>> Begin

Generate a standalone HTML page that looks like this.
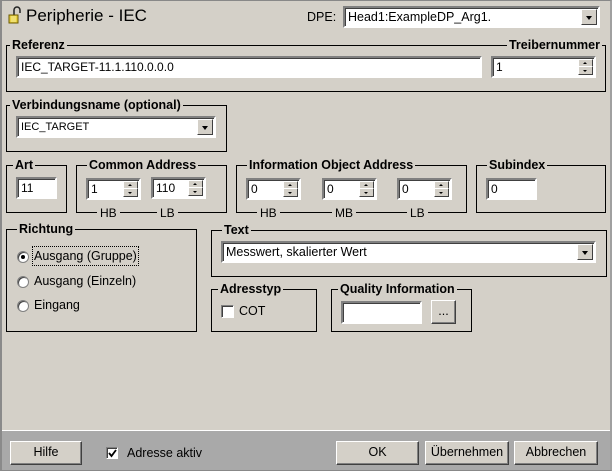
<!DOCTYPE html>
<html><head><meta charset="utf-8"><style>
*{box-sizing:border-box;margin:0;padding:0}
body{width:612px;height:471px;background:#d4d0c8;font-family:"Liberation Sans",sans-serif;font-size:12px;color:#000;position:relative;overflow:hidden}
.a{position:absolute}
.frame{left:0;top:0;width:612px;height:471px;border:1px solid #888;border-left:2px solid #8a8a8a;border-right:2px solid #a0a0a0;pointer-events:none}
.g{position:absolute;border:1px solid #000}
.lg{position:absolute;top:-9px;background:#d4d0c8;font-weight:bold;font-size:12.5px;padding:0 2px;line-height:16px;white-space:nowrap}
.in{position:absolute;background:#fff;border:2px solid;border-color:#808080 #fff #fff #808080;box-shadow:inset 1px 1px 0 #404040;padding:2px 3px;line-height:14px;white-space:nowrap;overflow:hidden}
.dd{position:absolute;right:1px;top:1px;width:16px;background:#d4d0c8;border:1px solid;border-color:#fff #404040 #404040 #fff}
.dd:after{content:"";position:absolute;left:4px;top:6px;border:3.5px solid transparent;border-top:4px solid #000;border-bottom:0}
.sp{position:absolute;right:1px;width:15px;height:9px;background:#d4d0c8;border:1px solid;border-color:#fff #404040 #404040 #fff}
.up{top:1px}.dn{bottom:1px}
.up:after{content:"";position:absolute;left:4px;top:2px;border:2px solid transparent;border-bottom:2px solid #000;border-top:0}
.dn:after{content:"";position:absolute;left:4px;top:3px;border:2px solid transparent;border-top:2px solid #000;border-bottom:0}
.sm{position:absolute;background:#d4d0c8;font-size:12px;padding:0 3px;line-height:12px}
.btn{position:absolute;background:#d4d0c8;border:1px solid;border-color:#fff #404040 #404040 #fff;box-shadow:inset -1px -1px 0 #808080;text-align:center;line-height:21px;font-size:12.5px}
.rd{position:absolute;width:12px;height:12px;border-radius:50%;background:#fff;border:1px solid #808080;box-shadow:inset 1px 1px 0 #404040}
.cb{position:absolute;width:13px;height:13px;background:#fff;border:1px solid;border-color:#808080 #fff #fff #808080;box-shadow:inset 1px 1px 0 #404040}
</style></head><body>
<svg class="a" style="left:8px;top:5px" width="14" height="20" viewBox="0 0 14 20"><path d="M6 10V5a3 3 0 0 1 6 0v3" fill="none" stroke="#222" stroke-width="1.5"/><rect x="1" y="10" width="9" height="8" fill="#e8d040" stroke="#6b5a00"/><path d="M3 12h5M3 14h5M3 16h5" stroke="#f8f0a0"/></svg>
<div class="a" style="left:26px;top:6px;font-size:17px;line-height:20px">Peripherie - IEC</div>
<div class="a" style="left:307px;top:10px;font-size:12.5px">DPE:</div>
<div class="in" style="left:343px;top:6px;width:257px;height:22px;font-size:12.5px">Head1:ExampleDP_Arg1.<div class="dd" style="height:16px"></div></div>

<div class="g" style="left:6px;top:45px;width:482px;height:47px;border-right:0"><div class="lg" style="left:3px">Referenz</div></div>
<div class="g" style="left:487px;top:45px;width:119px;height:47px;border-left:0"><div class="lg" style="right:3px">Treibernummer</div></div>
<div class="in" style="left:16px;top:56px;width:466px;height:22px">IEC_TARGET-11.1.110.0.0.0</div>
<div class="in" style="left:491px;top:56px;width:105px;height:22px">1<div class="sp up"></div><div class="sp dn"></div></div>

<div class="g" style="left:6px;top:105px;width:221px;height:47px"><div class="lg" style="left:3px">Verbindungsname (optional)</div></div>
<div class="in" style="left:16px;top:116px;width:200px;height:22px;font-size:11px">IEC_TARGET<div class="dd" style="height:16px"></div></div>

<div class="g" style="left:6px;top:165px;width:61px;height:48px"><div class="lg" style="left:6px">Art</div></div>
<div class="in" style="left:16px;top:177px;width:41px;height:22px">11</div>

<div class="g" style="left:76px;top:165px;width:151px;height:48px"><div class="lg" style="left:10px">Common Address</div>
<div class="sm" style="left:20px;top:41px">HB</div><div class="sm" style="left:80px;top:41px">LB</div></div>
<div class="in" style="left:86px;top:178px;width:55px;height:22px">1<div class="sp up"></div><div class="sp dn"></div></div>
<div class="in" style="left:151px;top:177px;width:55px;height:22px">110<div class="sp up"></div><div class="sp dn"></div></div>

<div class="g" style="left:236px;top:165px;width:231px;height:48px"><div class="lg" style="left:10px">Information Object Address</div>
<div class="sm" style="left:20px;top:41px">HB</div><div class="sm" style="left:95px;top:41px">MB</div><div class="sm" style="left:170px;top:41px">LB</div></div>
<div class="in" style="left:246px;top:178px;width:55px;height:22px">0<div class="sp up"></div><div class="sp dn"></div></div>
<div class="in" style="left:322px;top:178px;width:55px;height:22px">0<div class="sp up"></div><div class="sp dn"></div></div>
<div class="in" style="left:397px;top:178px;width:55px;height:22px">0<div class="sp up"></div><div class="sp dn"></div></div>

<div class="g" style="left:476px;top:165px;width:130px;height:48px"><div class="lg" style="left:10px">Subindex</div></div>
<div class="in" style="left:486px;top:178px;width:51px;height:22px">0</div>

<div class="g" style="left:6px;top:229px;width:191px;height:103px"><div class="lg" style="left:10px">Richtung</div></div>
<div class="rd" style="left:17px;top:251px"><div class="a" style="left:3px;top:3px;width:4px;height:4px;border-radius:50%;background:#000"></div></div>
<div class="a" style="left:32px;top:246px;border:1px dotted #000;padding:1px 1px;font-size:12.5px;line-height:16px">Ausgang (Gruppe)</div>
<div class="rd" style="left:17px;top:276px"></div>
<div class="a" style="left:34px;top:273px;font-size:12.5px;line-height:16px">Ausgang (Einzeln)</div>
<div class="rd" style="left:17px;top:300px"></div>
<div class="a" style="left:34px;top:297px;font-size:12.5px;line-height:16px">Eingang</div>

<div class="g" style="left:211px;top:230px;width:396px;height:47px"><div class="lg" style="left:10px">Text</div></div>
<div class="in" style="left:221px;top:241px;width:375px;height:22px;font-size:12.5px">Messwert, skalierter Wert<div class="dd" style="height:16px"></div></div>

<div class="g" style="left:211px;top:289px;width:106px;height:43px"><div class="lg" style="left:6px">Adresstyp</div></div>
<div class="cb" style="left:221px;top:305px"></div>
<div class="a" style="left:239px;top:304px;font-size:12.5px">COT</div>

<div class="g" style="left:331px;top:289px;width:141px;height:43px"><div class="lg" style="left:6px">Quality Information</div></div>
<div class="in" style="left:341px;top:301px;width:81px;height:23px"></div>
<div class="btn" style="left:431px;top:300px;width:25px;height:24px;line-height:20px">...</div>

<div class="a" style="left:0;top:430px;width:612px;height:1px;background:#fff"></div>
<div class="a" style="left:0;top:431px;width:612px;height:40px;background:#a9a9a9"></div>
<div class="btn" style="left:10px;top:441px;width:72px;height:24px">Hilfe</div>
<div class="cb" style="left:106px;top:447px;width:12px;height:12px"><svg class="a" style="left:1px;top:1px" width="9" height="9"><path d="M1 4l2.5 3L8 1" fill="none" stroke="#000" stroke-width="1.8"/></svg></div>
<div class="a" style="left:127px;top:446px;font-size:12.5px">Adresse aktiv</div>
<div class="btn" style="left:336px;top:441px;width:83px;height:24px">OK</div>
<div class="btn" style="left:425px;top:441px;width:84px;height:24px">Übernehmen</div>
<div class="btn" style="left:514px;top:441px;width:84px;height:24px">Abbrechen</div>
<div class="a frame"></div>
</body></html>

>> End

Retype each line of the listing above word for word. Exclude the pictures.

#### [Problem solution]
Generate a standalone HTML page that looks like this.
<!DOCTYPE html>
<html><head><meta charset="utf-8"><style>
*{box-sizing:border-box;margin:0;padding:0}
body{width:612px;height:471px;background:#d4d0c8;font-family:"Liberation Sans",sans-serif;font-size:12px;color:#000;position:relative;overflow:hidden}
.a{position:absolute}
.frame{left:0;top:0;width:612px;height:471px;border:1px solid #888;border-left:2px solid #8a8a8a;border-right:2px solid #a0a0a0;pointer-events:none}
.g{position:absolute;border:1px solid #000}
.lg{position:absolute;top:-9px;background:#d4d0c8;font-weight:bold;font-size:12.5px;padding:0 2px;line-height:16px;white-space:nowrap}
.in{position:absolute;background:#fff;border:2px solid;border-color:#808080 #fff #fff #808080;box-shadow:inset 1px 1px 0 #404040;padding:2px 3px;line-height:14px;white-space:nowrap;overflow:hidden}
.dd{position:absolute;right:1px;top:1px;width:16px;background:#d4d0c8;border:1px solid;border-color:#fff #404040 #404040 #fff}
.dd:after{content:"";position:absolute;left:4px;top:6px;border:3.5px solid transparent;border-top:4px solid #000;border-bottom:0}
.sp{position:absolute;right:1px;width:15px;height:9px;background:#d4d0c8;border:1px solid;border-color:#fff #404040 #404040 #fff}
.up{top:1px}.dn{bottom:1px}
.up:after{content:"";position:absolute;left:4px;top:2px;border:2px solid transparent;border-bottom:2px solid #000;border-top:0}
.dn:after{content:"";position:absolute;left:4px;top:3px;border:2px solid transparent;border-top:2px solid #000;border-bottom:0}
.sm{position:absolute;background:#d4d0c8;font-size:12px;padding:0 3px;line-height:12px}
.btn{position:absolute;background:#d4d0c8;border:1px solid;border-color:#fff #404040 #404040 #fff;box-shadow:inset -1px -1px 0 #808080;text-align:center;line-height:21px;font-size:12.5px}
.rd{position:absolute;width:12px;height:12px;border-radius:50%;background:#fff;border:1px solid #808080;box-shadow:inset 1px 1px 0 #404040}
.cb{position:absolute;width:13px;height:13px;background:#fff;border:1px solid;border-color:#808080 #fff #fff #808080;box-shadow:inset 1px 1px 0 #404040}
</style></head><body>
<svg class="a" style="left:8px;top:5px" width="14" height="20" viewBox="0 0 14 20"><path d="M6 10V5a3 3 0 0 1 6 0v3" fill="none" stroke="#222" stroke-width="1.5"/><rect x="1" y="10" width="9" height="8" fill="#e8d040" stroke="#6b5a00"/><path d="M3 12h5M3 14h5M3 16h5" stroke="#f8f0a0"/></svg>
<div class="a" style="left:26px;top:6px;font-size:17px;line-height:20px">Peripherie - IEC</div>
<div class="a" style="left:307px;top:10px;font-size:12.5px">DPE:</div>
<div class="in" style="left:343px;top:6px;width:257px;height:22px;font-size:12.5px">Head1:ExampleDP_Arg1.<div class="dd" style="height:16px"></div></div>

<div class="g" style="left:6px;top:45px;width:482px;height:47px;border-right:0"><div class="lg" style="left:3px">Referenz</div></div>
<div class="g" style="left:487px;top:45px;width:119px;height:47px;border-left:0"><div class="lg" style="right:3px">Treibernummer</div></div>
<div class="in" style="left:16px;top:56px;width:466px;height:22px">IEC_TARGET-11.1.110.0.0.0</div>
<div class="in" style="left:491px;top:56px;width:105px;height:22px">1<div class="sp up"></div><div class="sp dn"></div></div>

<div class="g" style="left:6px;top:105px;width:221px;height:47px"><div class="lg" style="left:3px">Verbindungsname (optional)</div></div>
<div class="in" style="left:16px;top:116px;width:200px;height:22px;font-size:11px">IEC_TARGET<div class="dd" style="height:16px"></div></div>

<div class="g" style="left:6px;top:165px;width:61px;height:48px"><div class="lg" style="left:6px">Art</div></div>
<div class="in" style="left:16px;top:177px;width:41px;height:22px">11</div>

<div class="g" style="left:76px;top:165px;width:151px;height:48px"><div class="lg" style="left:10px">Common Address</div>
<div class="sm" style="left:20px;top:41px">HB</div><div class="sm" style="left:80px;top:41px">LB</div></div>
<div class="in" style="left:86px;top:178px;width:55px;height:22px">1<div class="sp up"></div><div class="sp dn"></div></div>
<div class="in" style="left:151px;top:177px;width:55px;height:22px">110<div class="sp up"></div><div class="sp dn"></div></div>

<div class="g" style="left:236px;top:165px;width:231px;height:48px"><div class="lg" style="left:10px">Information Object Address</div>
<div class="sm" style="left:20px;top:41px">HB</div><div class="sm" style="left:95px;top:41px">MB</div><div class="sm" style="left:170px;top:41px">LB</div></div>
<div class="in" style="left:246px;top:178px;width:55px;height:22px">0<div class="sp up"></div><div class="sp dn"></div></div>
<div class="in" style="left:322px;top:178px;width:55px;height:22px">0<div class="sp up"></div><div class="sp dn"></div></div>
<div class="in" style="left:397px;top:178px;width:55px;height:22px">0<div class="sp up"></div><div class="sp dn"></div></div>

<div class="g" style="left:476px;top:165px;width:130px;height:48px"><div class="lg" style="left:10px">Subindex</div></div>
<div class="in" style="left:486px;top:178px;width:51px;height:22px">0</div>

<div class="g" style="left:6px;top:229px;width:191px;height:103px"><div class="lg" style="left:10px">Richtung</div></div>
<div class="rd" style="left:17px;top:251px"><div class="a" style="left:3px;top:3px;width:4px;height:4px;border-radius:50%;background:#000"></div></div>
<div class="a" style="left:32px;top:246px;border:1px dotted #000;padding:1px 1px;font-size:12.5px;line-height:16px">Ausgang (Gruppe)</div>
<div class="rd" style="left:17px;top:276px"></div>
<div class="a" style="left:34px;top:273px;font-size:12.5px;line-height:16px">Ausgang (Einzeln)</div>
<div class="rd" style="left:17px;top:300px"></div>
<div class="a" style="left:34px;top:297px;font-size:12.5px;line-height:16px">Eingang</div>

<div class="g" style="left:211px;top:230px;width:396px;height:47px"><div class="lg" style="left:10px">Text</div></div>
<div class="in" style="left:221px;top:241px;width:375px;height:22px;font-size:12.5px">Messwert, skalierter Wert<div class="dd" style="height:16px"></div></div>

<div class="g" style="left:211px;top:289px;width:106px;height:43px"><div class="lg" style="left:6px">Adresstyp</div></div>
<div class="cb" style="left:221px;top:305px"></div>
<div class="a" style="left:239px;top:304px;font-size:12.5px">COT</div>

<div class="g" style="left:331px;top:289px;width:141px;height:43px"><div class="lg" style="left:6px">Quality Information</div></div>
<div class="in" style="left:341px;top:301px;width:81px;height:23px"></div>
<div class="btn" style="left:431px;top:300px;width:25px;height:24px;line-height:20px">...</div>

<div class="a" style="left:0;top:430px;width:612px;height:1px;background:#fff"></div>
<div class="a" style="left:0;top:431px;width:612px;height:40px;background:#a9a9a9"></div>
<div class="btn" style="left:10px;top:441px;width:72px;height:24px">Hilfe</div>
<div class="cb" style="left:106px;top:447px;width:12px;height:12px"><svg class="a" style="left:1px;top:1px" width="9" height="9"><path d="M1 4l2.5 3L8 1" fill="none" stroke="#000" stroke-width="1.8"/></svg></div>
<div class="a" style="left:127px;top:446px;font-size:12.5px">Adresse aktiv</div>
<div class="btn" style="left:336px;top:441px;width:83px;height:24px">OK</div>
<div class="btn" style="left:425px;top:441px;width:84px;height:24px">Übernehmen</div>
<div class="btn" style="left:514px;top:441px;width:84px;height:24px">Abbrechen</div>
<div class="a frame"></div>
</body></html>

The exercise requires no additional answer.